Abstract:
A turbocharger having a variable geometry turbine intake incorporating a mobile cylindrical piston ( 70 ) for varying the area of the induction nozzle in the turbine ( 18 ). Blades ( 90 ) mounted on the piston for controlling the flow in the nozzle penetrate through a slotted heat shield ( 92 ) having a central opening wherein the rear disc of the turbine wheel is embedded to provide a smooth aerodynamic flow in the turbine vanes. A shield ( 100 ) engaged between the heat screen and a central housing of the turbocharger prevents the gas from the rear disc cavity from recycling into the cavity housing the blades further enhancing the aerodynamic flow. An axial actuating device ( 77 ) is secured for operating the piston via a shaft coupled by a cross ( 72 ) to the piston and coupled to an actuating hub ( 118 ) in the actuating device by quick connect unthreaded connection ( 122 ).

Description:
BACKGROUND OF THE INVENTION 
     1. Field of the Invention 
     The present invention relates generally to turbochargers with variable geometry. More particularly a turbocharger is provided having a turbine intake with a variable nozzle with sliding blades, with the blades entering via a heat screen of slotted sheet metal suspended in the housing of the turbine and having the turbine wheel embedded therein in order to provide an aerodynamic surface directing the flow of exhaust gas in a turbine wheel with a substantially complete rear disc, an aerodynamic shield and an uncoupled axial actuating device to facilitate mounting. 

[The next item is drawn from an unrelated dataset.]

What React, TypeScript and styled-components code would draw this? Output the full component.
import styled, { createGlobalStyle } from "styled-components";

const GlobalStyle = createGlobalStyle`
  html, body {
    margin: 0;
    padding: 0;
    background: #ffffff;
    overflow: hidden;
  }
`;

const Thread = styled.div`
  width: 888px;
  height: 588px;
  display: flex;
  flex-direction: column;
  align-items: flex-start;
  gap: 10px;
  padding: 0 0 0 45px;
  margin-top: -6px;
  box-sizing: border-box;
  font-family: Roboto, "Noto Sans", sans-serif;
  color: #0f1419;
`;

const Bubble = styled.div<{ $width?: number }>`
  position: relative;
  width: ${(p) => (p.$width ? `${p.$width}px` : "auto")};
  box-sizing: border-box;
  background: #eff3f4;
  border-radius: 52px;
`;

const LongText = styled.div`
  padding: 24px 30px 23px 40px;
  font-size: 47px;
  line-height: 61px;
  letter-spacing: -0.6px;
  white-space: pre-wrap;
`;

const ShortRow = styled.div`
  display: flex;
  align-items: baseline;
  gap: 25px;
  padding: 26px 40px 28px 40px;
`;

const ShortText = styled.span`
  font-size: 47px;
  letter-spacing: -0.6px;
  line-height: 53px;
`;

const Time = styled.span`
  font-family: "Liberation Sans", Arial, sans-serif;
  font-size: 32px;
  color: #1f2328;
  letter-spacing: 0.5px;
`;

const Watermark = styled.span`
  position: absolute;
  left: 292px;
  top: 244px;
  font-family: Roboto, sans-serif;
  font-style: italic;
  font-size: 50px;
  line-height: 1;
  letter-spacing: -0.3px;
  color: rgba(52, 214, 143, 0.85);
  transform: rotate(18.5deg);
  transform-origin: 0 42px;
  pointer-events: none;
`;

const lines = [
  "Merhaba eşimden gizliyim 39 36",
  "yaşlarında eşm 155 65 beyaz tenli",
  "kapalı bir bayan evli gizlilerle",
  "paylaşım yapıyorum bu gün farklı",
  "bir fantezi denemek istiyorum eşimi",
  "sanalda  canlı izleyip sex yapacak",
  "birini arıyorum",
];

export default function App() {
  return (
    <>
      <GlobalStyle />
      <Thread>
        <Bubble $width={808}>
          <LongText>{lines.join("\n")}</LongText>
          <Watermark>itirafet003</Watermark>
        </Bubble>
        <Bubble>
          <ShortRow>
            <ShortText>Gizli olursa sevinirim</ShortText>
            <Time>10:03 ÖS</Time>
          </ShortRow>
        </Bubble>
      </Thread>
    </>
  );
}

     2. Description of the Related Art 
     High-output turbochargers use variable-geometry systems for the turbine nozzle intakes in order to increase the performance and aerodynamic yield. Variable-geometry systems for turbochargers have typically been of two types: a type with rotating blades and a type with a piston. The rotating blade type exemplified in U.S. Pat. No. 5,947,681, entitled PRESSURE BALANCED DUAL AXLE VARIABLE NOZZLE TURBOCHARGER provides a plurality of individual blades placed in the intake nozzle of the turbine, which can turn in order to reduce or increase the area of the nozzle and the flow volume. The piston type, which is exemplified in U.S. Pat. Nos. 5,214,920 and 5,231,831 both entitled TURBOCHARGER APPARATUS, and U.S. Pat. No. 5,441,383 entitled VARIABLE EXHAUST DRIVEN TURBOCHARGERS uses a piston or a cylindrical wall which can be displaced concentric to the axis of rotation of the turbine in order to reduce the intake area of the nozzle. In most cases the variable-geometry turbocharger of the piston type includes blades with a leading edge which is fixed with respect to the flow of air, which are either mounted on the piston or on a stationary nozzle wall facing the piston and which enter into slots in the opposite surface during displacement of the piston. 

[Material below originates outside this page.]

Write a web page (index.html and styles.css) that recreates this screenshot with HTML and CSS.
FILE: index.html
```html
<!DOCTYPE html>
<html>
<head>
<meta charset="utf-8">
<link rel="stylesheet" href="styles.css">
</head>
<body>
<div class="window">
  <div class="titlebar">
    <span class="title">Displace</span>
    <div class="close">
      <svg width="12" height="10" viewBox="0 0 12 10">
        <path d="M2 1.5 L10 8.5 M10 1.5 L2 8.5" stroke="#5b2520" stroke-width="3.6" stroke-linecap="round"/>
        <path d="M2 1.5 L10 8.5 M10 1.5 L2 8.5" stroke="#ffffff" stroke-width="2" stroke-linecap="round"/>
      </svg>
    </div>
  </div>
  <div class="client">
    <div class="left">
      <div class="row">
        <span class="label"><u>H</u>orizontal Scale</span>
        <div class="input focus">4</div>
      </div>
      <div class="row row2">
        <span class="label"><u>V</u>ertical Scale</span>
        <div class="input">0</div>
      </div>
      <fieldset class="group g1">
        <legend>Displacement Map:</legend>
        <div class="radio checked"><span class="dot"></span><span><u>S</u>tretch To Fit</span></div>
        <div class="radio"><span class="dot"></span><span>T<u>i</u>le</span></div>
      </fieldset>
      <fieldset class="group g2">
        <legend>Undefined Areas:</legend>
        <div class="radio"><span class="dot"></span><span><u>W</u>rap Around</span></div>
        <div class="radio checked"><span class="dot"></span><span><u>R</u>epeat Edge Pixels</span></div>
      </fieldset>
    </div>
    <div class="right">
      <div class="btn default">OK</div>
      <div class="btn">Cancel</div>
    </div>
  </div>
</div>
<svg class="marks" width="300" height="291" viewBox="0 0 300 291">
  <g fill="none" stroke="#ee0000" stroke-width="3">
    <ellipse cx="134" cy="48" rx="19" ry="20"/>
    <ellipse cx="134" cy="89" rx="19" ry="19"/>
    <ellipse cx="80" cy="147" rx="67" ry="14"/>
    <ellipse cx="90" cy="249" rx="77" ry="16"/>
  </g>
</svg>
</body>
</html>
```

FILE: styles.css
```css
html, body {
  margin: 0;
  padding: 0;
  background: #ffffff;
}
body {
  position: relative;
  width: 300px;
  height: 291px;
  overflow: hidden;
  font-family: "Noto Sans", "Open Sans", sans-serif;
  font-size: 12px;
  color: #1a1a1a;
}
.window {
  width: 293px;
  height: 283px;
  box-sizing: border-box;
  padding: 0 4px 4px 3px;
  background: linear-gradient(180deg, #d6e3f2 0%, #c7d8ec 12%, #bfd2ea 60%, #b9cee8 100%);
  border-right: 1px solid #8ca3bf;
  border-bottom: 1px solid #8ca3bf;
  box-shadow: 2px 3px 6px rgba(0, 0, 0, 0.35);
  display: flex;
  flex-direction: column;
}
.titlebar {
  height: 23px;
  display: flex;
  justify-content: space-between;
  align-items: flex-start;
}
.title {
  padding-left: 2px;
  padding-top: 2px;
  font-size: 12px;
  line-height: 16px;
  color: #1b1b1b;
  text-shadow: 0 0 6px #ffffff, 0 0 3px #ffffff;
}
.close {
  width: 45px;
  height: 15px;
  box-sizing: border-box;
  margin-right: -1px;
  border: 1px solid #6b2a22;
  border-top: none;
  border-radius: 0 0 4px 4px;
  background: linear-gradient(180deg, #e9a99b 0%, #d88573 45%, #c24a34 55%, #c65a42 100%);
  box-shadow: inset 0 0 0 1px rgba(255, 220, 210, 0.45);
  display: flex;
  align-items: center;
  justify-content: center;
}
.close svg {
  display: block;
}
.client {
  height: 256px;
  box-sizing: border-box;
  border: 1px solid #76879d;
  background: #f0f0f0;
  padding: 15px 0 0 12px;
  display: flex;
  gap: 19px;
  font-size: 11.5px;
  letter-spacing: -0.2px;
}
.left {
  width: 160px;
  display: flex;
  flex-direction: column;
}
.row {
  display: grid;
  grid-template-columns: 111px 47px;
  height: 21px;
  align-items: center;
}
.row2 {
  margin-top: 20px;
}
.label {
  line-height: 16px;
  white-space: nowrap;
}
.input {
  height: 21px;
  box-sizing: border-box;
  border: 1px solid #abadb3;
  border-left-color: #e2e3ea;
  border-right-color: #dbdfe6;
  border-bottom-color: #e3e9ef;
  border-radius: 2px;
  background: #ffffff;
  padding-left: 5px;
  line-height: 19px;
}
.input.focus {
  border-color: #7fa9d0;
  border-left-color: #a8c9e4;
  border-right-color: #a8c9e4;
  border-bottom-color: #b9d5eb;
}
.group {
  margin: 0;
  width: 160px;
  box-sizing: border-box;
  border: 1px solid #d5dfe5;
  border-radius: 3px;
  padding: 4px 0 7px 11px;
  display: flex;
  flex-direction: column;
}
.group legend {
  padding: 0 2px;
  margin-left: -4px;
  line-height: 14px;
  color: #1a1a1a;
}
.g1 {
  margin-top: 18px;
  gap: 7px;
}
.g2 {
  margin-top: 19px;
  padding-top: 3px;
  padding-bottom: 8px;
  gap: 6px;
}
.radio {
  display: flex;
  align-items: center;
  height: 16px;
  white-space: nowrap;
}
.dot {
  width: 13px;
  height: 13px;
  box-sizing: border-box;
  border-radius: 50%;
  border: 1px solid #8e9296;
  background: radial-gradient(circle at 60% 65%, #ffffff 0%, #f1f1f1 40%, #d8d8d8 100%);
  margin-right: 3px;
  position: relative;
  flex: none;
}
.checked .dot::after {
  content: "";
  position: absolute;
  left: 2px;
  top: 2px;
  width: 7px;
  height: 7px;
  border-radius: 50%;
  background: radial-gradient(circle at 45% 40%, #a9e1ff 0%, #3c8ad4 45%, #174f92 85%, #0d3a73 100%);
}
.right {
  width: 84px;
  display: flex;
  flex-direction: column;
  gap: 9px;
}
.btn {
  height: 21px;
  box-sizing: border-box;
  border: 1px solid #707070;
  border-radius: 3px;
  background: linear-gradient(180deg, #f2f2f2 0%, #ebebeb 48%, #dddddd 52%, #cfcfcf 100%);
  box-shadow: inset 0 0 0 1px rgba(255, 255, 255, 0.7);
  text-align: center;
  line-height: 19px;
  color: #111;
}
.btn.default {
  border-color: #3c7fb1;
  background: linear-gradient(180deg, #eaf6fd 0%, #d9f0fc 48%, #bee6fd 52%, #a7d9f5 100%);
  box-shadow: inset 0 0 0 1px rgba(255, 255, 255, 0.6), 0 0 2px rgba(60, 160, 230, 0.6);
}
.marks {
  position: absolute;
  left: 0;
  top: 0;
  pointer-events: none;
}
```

     In variable-geometry, piston-type turbochargers of the prior art the challenge has been to maximise the aerodynamic performance balanced by the tolerancing of the contact surfaces, principally of the blades and the reception slots which are subjected to an extreme temperature variation and to mechanical stress, as well as to provide a means for actuating the piston according to a configuration which can be easily manufactured. 
     SUMMARY OF THE INVENTION 
     A turbocharger incorporating the present invention has a casing having a turbine housing receiving exhaust gas from an exhaust head of an internal combustion engine at an intake and having an exhaust outlet, a compressor housing having an air intake and a first volute, and a central housing between the turbine housing and the compressor housing. A turbine wheel is mounted in the turbine housing to extract the energy from the exhaust gas. The turbine wheel is connected to a shaft which extends from the turbine housing through a shaft bore in the central housing and the turbine wheel has a substantially complete rear disc and multiple vanes. A bearing mounted in the shaft bore of the central housing supports the shaft for rotational movement and a vane wheel is connected to the shaft facing the turbine wheel and enclosed in the compressor housing. 

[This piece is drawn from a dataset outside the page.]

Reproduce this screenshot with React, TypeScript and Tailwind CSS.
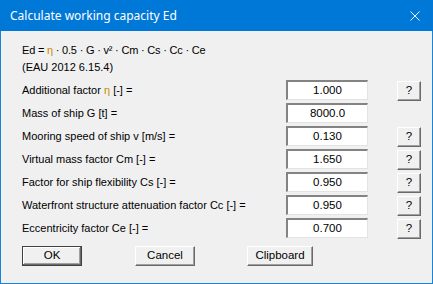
const font = { fontFamily: "'Liberation Sans', Arial, sans-serif" };

const rows = [
  { label: "Additional factor", eta: true, rest: " [-] =", value: "1.000", help: true },
  { label: "Mass of ship G [t] =", value: "8000.0", help: false },
  { label: "Mooring speed of ship v [m/s] =", value: "0.130", help: true },
  { label: "Virtual mass factor Cm [-] =", value: "1.650", help: true },
  { label: "Factor for ship flexibility Cs [-] =", value: "0.950", help: true },
  { label: "Waterfront structure attenuation factor Cc [-] =", value: "0.950", help: true },
  { label: "Eccentricity factor Ce [-] =", value: "0.700", help: true },
];

const Eta = () => <span className="text-[#c98a00]">η</span>;

const ClassicButton = ({ children, width, isDefault }: { children: React.ReactNode; width: string; isDefault?: boolean }) => (
  <div
    className={`${width} h-[20px] flex items-center justify-center bg-[#f0f0f0] text-black text-[11.5px] ${
      isDefault
        ? "border border-[#404040] shadow-[inset_-1px_-1px_0_#696969,inset_1px_1px_0_#fff,inset_-2px_-2px_0_#a0a0a0]"
        : "border-t border-l border-t-white border-l-white border-r border-b border-r-[#696969] border-b-[#696969] shadow-[inset_-1px_-1px_0_#a0a0a0]"
    }`}
  >
    {children}
  </div>
);

export default function App() {
  return (
    <div className="w-[433px] h-[284px] bg-[#f0f0f0] border-x border-b border-[#1883d7] flex flex-col" style={font}>
      <div className="h-[31px] -mx-px bg-[#0078d7] flex items-center justify-between pl-[10px] pr-[13px] text-white">
        <span className="text-[12px]" style={{ fontFamily: "'Noto Sans', sans-serif" }}>
          Calculate working capacity Ed
        </span>
        <svg width="10" height="10" viewBox="0 0 10 10">
          <path d="M0.5 0.5 L9.5 9.5 M9.5 0.5 L0.5 9.5" stroke="white" strokeWidth="1" />
        </svg>
      </div>
      <div className="flex flex-col pl-[21px] pt-[11px] text-[11px] text-black">
        <div className="h-[17px] leading-[17px] tracking-[-0.2px]">
          Ed = <Eta /> · 0.5 · G · v² · Cm · Cs · Cc · Ce
        </div>
        <div className="h-[17px] leading-[17px]">(EAU 2012 6.15.4)</div>
        <div className="mt-[4px] flex flex-col gap-[3px]">
          {rows.map((r) => (
            <div key={r.value + r.label} className="flex items-center h-[20px]">
              <div className="w-[264px]">
                {r.label}
                {r.eta && (
                  <>
                    {" "}
                    <Eta />
                    {r.rest}
                  </>
                )}
              </div>
              <div className="w-[82px] h-[20px] bg-white border-t-2 border-l-2 border-t-[#838383] border-l-[#838383] border-r border-b border-r-[#e3e3e3] border-b-[#e3e3e3] flex items-center justify-center text-[11.5px]">
                {r.value}
              </div>
              {r.help && (
                <div className="ml-[29px] mt-[2px]">
                  <ClassicButton width="w-[24px]">?</ClassicButton>
                </div>
              )}
            </div>
          ))}
        </div>
        <div className="mt-[8px] flex">
          <ClassicButton width="w-[60px]" isDefault>
            OK
          </ClassicButton>
          <div className="ml-[53px]">
            <ClassicButton width="w-[60px]">Cancel</ClassicButton>
          </div>
          <div className="ml-[52px]">
            <ClassicButton width="w-[66px]">Clipboard</ClassicButton>
          </div>
        </div>
      </div>
    </div>
  );
}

     A substantially cylindrical piston is concentric to the turbine wheel and can be displaced parallel to an axis of rotation of the turbine wheel. A plurality of blades extend substantially parallel to the axis of rotation from a first end of the piston in the proximity of the rear disc. A heat screen is engaged at its external circumference between the turbine housing and the central housing and extends radially inwards towards the axis of rotation. The rear disc of the turbine wheel is embedded in the heat screen for the smooth flow of exhaust gas in the vanes. The heat screen also has a plurality of slots receiving the blades. An actuating device is provided to displace the piston from a first position in which the first end is in the proximity of the heat screen to a second position in which the first end is remote from the heat screen. 
    
    
     BRIEF DESCRIPTION OF THE DRAWINGS 
     The details and features of the present invention will be better understood in relation to the detailed description and the drawings in which: 
     FIG. 1 is an elevation in transverse cross-section of a turbocharger using an embodiment of the invention; 
     FIG. 2 is a top view of a first embodiment of the heat screen; 
     FIG. 3 is a top view of a second embodiment of the heat screen; 
     FIG. 4 is an elevation in transverse cross-section of an embodiment of the invention with an aerodynamic shield in association with the heat screen; 
     FIG. 5 is an exploded view of the actuating device; 
     FIG. 6 is a detailed view of the quick-connect connection between the swivel pipe connector and the diaphragm assembly. 
    
    
     DETAILED DESCRIPTION OF THE INVENTION 
     In the drawings FIG. 1 shows an embodiment of the invention for a turbocharger  10  which includes a turbine housing  12 , a central housing  14  and a compressor housing  16 . A turbine wheel  18  is connected by the shaft  20  to an impeller  22 . The turbine wheel converts the energy of the exhaust gas of an internal combustion engine provided with an exhaust head (not shown) with a volute  24  in the turbine housing. The exhaust gas is expanded through the turbine and exits from the turbine housing via the outlet  26 .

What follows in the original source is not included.